Nos momentos que passávamos juntos, eu ouvia atentamente os relatos do Guga e do Bruno, que estavam convivendo com os outros jogadores. Dessa forma, pude conhecer melhor algumas histórias de vida interessantíssimas, com a do Vassoura, grande estrela da equipe, que passou dez anos de sua vida morando nas ruas de Jaboatão dos Guararapes, na grande Recife, abandonado pelos pais. Depois desse período, Vassoura foi jogar futebol de salão no Sport, destacando-se desde logo a ponto de se transferir cedo para o exterior, onde atuou em cerca de 10 países. Transferido para o Fute 7, modalidade que passa por uma fase de intenso crescimento, Vassoura é reconhecido mundialmente como um dos melhores, além de falar fluentemente 4 idiomas.

 

Vassoura e Guga

Nas partidas finais, o técnico optou pelos dois goleiros mais experientes e reduziu a intensidade do rodízio entre os demais jogadores e, com grande alegria, pude constatar que o Guga desempenhou papel importante nesse momento, não perdendo a empolgação e estimulando aqueles que estavam jogando menos tempo para que não esmorecessem e mantivessem o bom ambiente fundamental para o bom desempenho da equipe.
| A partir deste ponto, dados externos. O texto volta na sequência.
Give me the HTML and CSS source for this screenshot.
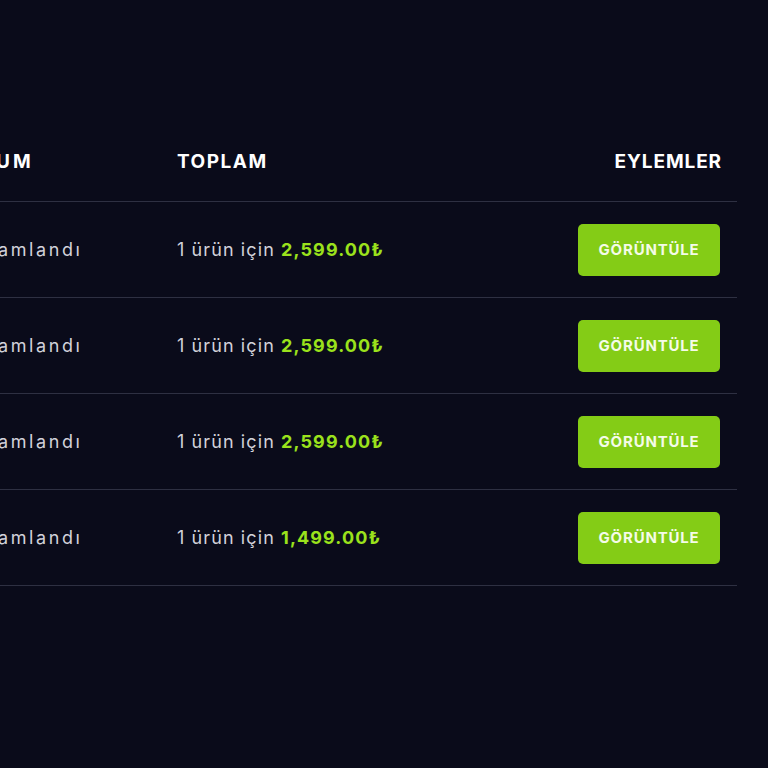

A conquista do campeonato, como não poderia deixar de ser, foi intensamente comemorada e as expectativas dos jogadores para o futuro são muito grandes, já que a modalidade tem uma agenda movimentada para 2019 e os anos seguintes.

O Guga terá que compatibilizar as agendas de músico e de goleiro, o que nem sempre é fácil, pois faz questão de se dedicar com absoluta seriedade a seus compromissos. Como observador que procura acompanhar, sempre que possível, suas atividades, acredito que ele encontrará formas de combinar as agendas sem prejuízo para qualquer das atividades. Se isso é uma expectativa, tenho voltei de Curitiba com uma certeza: o Guga saiu do Mundial, independentemente do título conquistado, muito maior do que era antes dele.

Parabéns campeão!

 

 

 

Referências bibliográficas

BRADLEY, Bill. The Values of the Game. USA: Bantam Books, 2000.

MACHADO, Luiz Alberto; MACHADO, Guga. Das quadras para a vida: lições do esporte nas relações pessoais e profissionais. São Paulo: Trevisan Editora, 2018.